A maintainer (someone who wants to package this up as an official plugin and maintain it) is needed.
Usage:
hljs.addPlugin(mergeHTMLPlugin);
Plugin source:
var mergeHTMLPlugin = (function () {
'use strict';
var originalStream;
/**
* @param {string} value
* @returns {string}
*/
function escapeHTML(value) {
return value
.replace(/&/g, '&')
.replace(/</g, '<')
.replace(/>/g, '>')
.replace(/"/g, '"')
.replace(/'/g, ''');
}
/* plugin itself */
/** @type {HLJSPlugin} */
const mergeHTMLPlugin = {
// preserve the original HTML token stream
"before:highlightElement": ({ el }) => {
originalStream = nodeStream(el);
},
// merge it afterwards with the highlighted token stream
"after:highlightElement": ({ el, result, text }) => {
if (!originalStream.length) return;
const resultNode = document.createElement('div');
resultNode.innerHTML = result.value;
result.value = mergeStreams(originalStream, nodeStream(resultNode), text);
el.innerHTML = result.value;
}
};
/* Stream merging support functions */
/**
* @typedef Event
* @property {'start'|'stop'} event
* @property {number} offset
* @property {Node} node
*/
/**
* @param {Node} node
*/
function tag(node) {
return node.nodeName.toLowerCase();
}
/**
* @param {Node} node
*/
function nodeStream(node) {
/** @type Event[] */
const result = [];
(function _nodeStream(node, offset) {
for (let child = node.firstChild; child; child = child.nextSibling) {
if (child.nodeType === 3) {
offset += child.nodeValue.length;
} else if (child.nodeType === 1) {
result.push({
event: 'start',
offset: offset,
node: child
});
offset = _nodeStream(child, offset);
// Prevent void elements from having an end tag that would actually
// double them in the output. There are more void elements in HTML
// but we list only those realistically expected in code display.

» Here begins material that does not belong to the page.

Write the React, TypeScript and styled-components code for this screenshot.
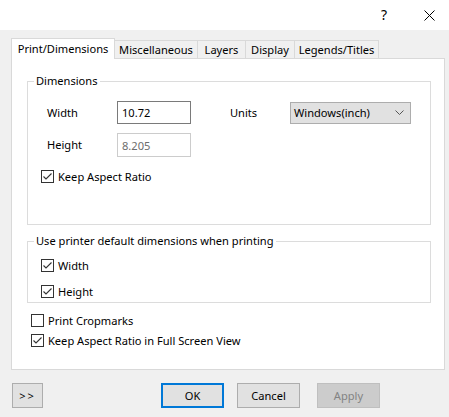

if (!tag(child).match(/br|hr|img|input/)) {
result.push({
event: 'stop',
offset: offset,
node: child
});
}
}
}
return offset;
})(node, 0);
return result;
}
/**
* @param {any} original - the original stream
* @param {any} highlighted - stream of the highlighted source
* @param {string} value - the original source itself
*/
function mergeStreams(original, highlighted, value) {
let processed = 0;
let result = '';
const nodeStack = [];
function selectStream() {
if (!original.length || !highlighted.length) {
return original.length ? original : highlighted;
}
if (original[0].offset !== highlighted[0].offset) {
return (original[0].offset < highlighted[0].offset) ? original : highlighted;
}
/*
To avoid starting the stream just before it should stop the order is
ensured that original always starts first and closes last:
if (event1 == 'start' && event2 == 'start')
return original;
if (event1 == 'start' && event2 == 'stop')
return highlighted;
if (event1 == 'stop' && event2 == 'start')
return original;
if (event1 == 'stop' && event2 == 'stop')
return highlighted;
... which is collapsed to:
*/
return highlighted[0].event === 'start' ? original : highlighted;
}
/**
* @param {Node} node
*/
function open(node) {
/** @param {Attr} attr */
function attributeString(attr) {
return ' ' + attr.nodeName + '="' + escapeHTML(attr.value) + '"';
}
// @ts-ignore
result += '<' + tag(node) + [].map.call(node.attributes, attributeString).join('') + '>';
}
/**
* @param {Node} node
*/
function close(node) {
result += '</' + tag(node) + '>';
}
/**
* @param {Event} event
*/
function render(event) {
(event.event === 'start' ? open : close)(event.node);
}
while (original.length || highlighted.length) {
let stream = selectStream();
result += escapeHTML(value.substring(processed, stream[0].offset));
processed = stream[0].offset;
if (stream === original) {
/*
On any opening or closing tag of the original markup we first close
the entire highlighted node stack, then render the original tag along
with all the following original tags at the same offset and then
reopen all the tags on the highlighted stack.
*/
nodeStack.reverse().forEach(close);
do {
render(stream.splice(0, 1)[0]);
stream = selectStream();
} while (stream === original && stream.length && stream[0].offset === processed);
nodeStack.reverse().forEach(open);
} else {
if (stream[0].event === 'start') {
nodeStack.push(stream[0].node);
} else {
nodeStack.pop();
}
render(stream.splice(0, 1)[0]);
}
}
return result + escapeHTML(value.substr(processed));
}
return mergeHTMLPlugin;
}());
This was built with:
rollup src/plugins/merge_html.js -f iife --output.name=mergeHTMLPlugin
After changing the source to have a single default export.